Sabine Reinecke arbeitet seit 2023 als Politikanalystin am FiBL Schweiz im Departement für Agrar- und Ernährungssysteme. Zudem baut sie in Baden-Württemberg mit ihrem Partner gerade einen kleinen Agroforstbetrieb auf. In ihrer akademischen Laufbahn hat sie sich intensiv mit dem Thema Landnutzung im Kontext der internationalen Klima- und Biodiversitätspolitik beschäftigt.

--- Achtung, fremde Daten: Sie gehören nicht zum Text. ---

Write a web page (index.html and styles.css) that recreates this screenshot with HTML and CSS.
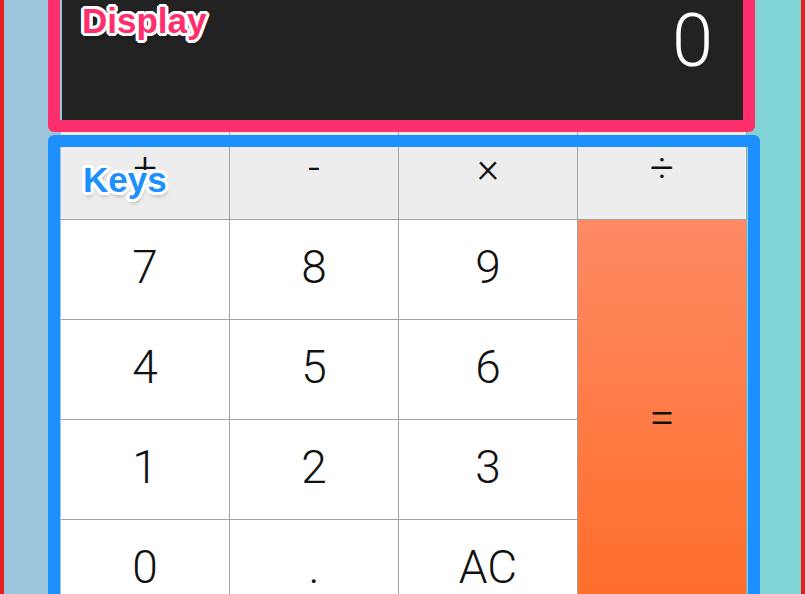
FILE: index.html
```html
<!DOCTYPE html>
<html>
<head>
<meta charset="utf-8">
<link rel="stylesheet" href="styles.css">
</head>
<body>
<div class="frame">
  <div class="calc">
    <div class="display"><span class="value">0</span></div>
    <div class="keys">
      <div class="key op">+</div>
      <div class="key op">-</div>
      <div class="key op">×</div>
      <div class="key op">÷</div>
      <div class="key">7</div>
      <div class="key">8</div>
      <div class="key">9</div>
      <div class="key eq">=</div>
      <div class="key">4</div>
      <div class="key">5</div>
      <div class="key">6</div>
      <div class="key">1</div>
      <div class="key">2</div>
      <div class="key">3</div>
      <div class="key">0</div>
      <div class="key">.</div>
      <div class="key">AC</div>
    </div>
  </div>
  <div class="overlay overlay-display"></div>
  <div class="overlay overlay-keys"></div>
  <div class="tag tag-display">Display</div>
  <div class="tag tag-keys">Keys</div>
</div>
</body>
</html>
```

FILE: styles.css
```css
html, body {
  margin: 0;
  padding: 0;
  height: 594px;
  overflow: hidden;
}
body {
  background: linear-gradient(to right, #9cc5dc 0%, #8fcbd9 50%, #80d4d5 100%);
  font-family: Roboto, "Liberation Sans", sans-serif;
}
.frame {
  position: relative;
  box-sizing: border-box;
  width: 805px;
  height: 594px;
  border-left: 4px solid #e3201f;
  border-right: 4px solid #e3201f;
  padding-left: 57px;
}
.calc {
  width: 686px;
}
.display {
  margin-left: 1px;
  height: 120px;
  background: #222222;
  display: flex;
  align-items: flex-end;
  justify-content: flex-end;
  box-sizing: border-box;
  padding-right: 34px;
}
.value {
  color: #ffffff;
  font-family: Roboto, sans-serif;
  font-weight: 300;
  font-size: 74px;
  line-height: 1.2;
  margin-bottom: 34px;
}
.keys {
  display: grid;
  grid-template-columns: 168px 168px 178px 168px;
  grid-auto-rows: 99px;
  gap: 1px;
  background: #a2a2a2;
  border-right: 1px solid #a2a2a2;
  width: 685px;
}
.key {
  background: #ffffff;
  display: flex;
  align-items: center;
  justify-content: center;
  font-size: 46px;
  font-weight: 300;
  color: #111111;
  padding-bottom: 5px;
  box-sizing: border-box;
}
.op {
  background: #ededed;
  font-size: 42px;
}
.eq {
  grid-column: 4;
  grid-row: 2 / span 4;
  background: linear-gradient(to bottom, #ff8a64 0%, #ff6c27 100%);
}
.overlay {
  position: absolute;
  box-sizing: border-box;
  border-radius: 6px;
}
.overlay-display {
  left: 44px;
  top: -40px;
  width: 707px;
  height: 172px;
  border: 12px solid #ff2e6c;
}
.overlay-keys {
  left: 44px;
  top: 135px;
  width: 712px;
  height: 520px;
  border: 12px solid #1e8fff;
}
.tag {
  position: absolute;
  font-family: "Liberation Sans", Arial, sans-serif;
  font-weight: bold;
  font-size: 35px;
  line-height: 1;
  text-shadow:
    3px 0 0 #fff, -3px 0 0 #fff, 0 3px 0 #fff, 0 -3px 0 #fff,
    2px 2px 0 #fff, -2px 2px 0 #fff, 2px -2px 0 #fff, -2px -2px 0 #fff,
    1px 3px 0 #fff, -1px 3px 0 #fff, 3px 1px 0 #fff, -3px 1px 0 #fff,
    1px -3px 0 #fff, -1px -3px 0 #fff, 3px -1px 0 #fff, -3px -1px 0 #fff,
    1px 4px 4px rgba(0,0,0,0.3);
}
.tag-display {
  left: 78px;
  top: 3px;
  color: #ff2e6c;
}
.tag-keys {
  left: 79px;
  top: 162px;
  color: #1e8fff;
}
```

Ende Juni ist ein wichtiges Treffen der Klimarahmenkonvention fast unbemerkt zu Ende gegangen. Die jährlichen "Climate Talks" in Bonn stellen traditionell die Weichen für die grosse Vertragsstaaten­konferenz am Ende des Jahres. Dieses Jahr findet sie im brasilianischen Belém statt, im Herzen des Amazonas, 30 Jahre nach der ersten grossen Klimakonferenz in Berlin.

Die Schweiz ist mit 2,8 Grad schon weit über 1,5 Grad

Bis September 2025 sollen die Vertragsstaaten zum zweiten Mal ihre nationalen Klimaschutzbeiträge einreichen und aufzeigen, dass sie auf dem Weg zum Ziel sind, die globale Erderwärmung unter 1,5 Grad zu halten, worauf man sich 2023 geeinigt hatte. Die Schweiz hat den Bericht schon Anfang 2025 fertiggestellt. Während die Welt noch versucht, 1,5 Grad zu halten, rangieren die Durchschnitts­temperaturen des Alpenlands schon längst um 2,8 Grad über präindustriellem Niveau. Im Jahr 2024 lag der Durchschnitt sogar um 3,3 Grad höher. 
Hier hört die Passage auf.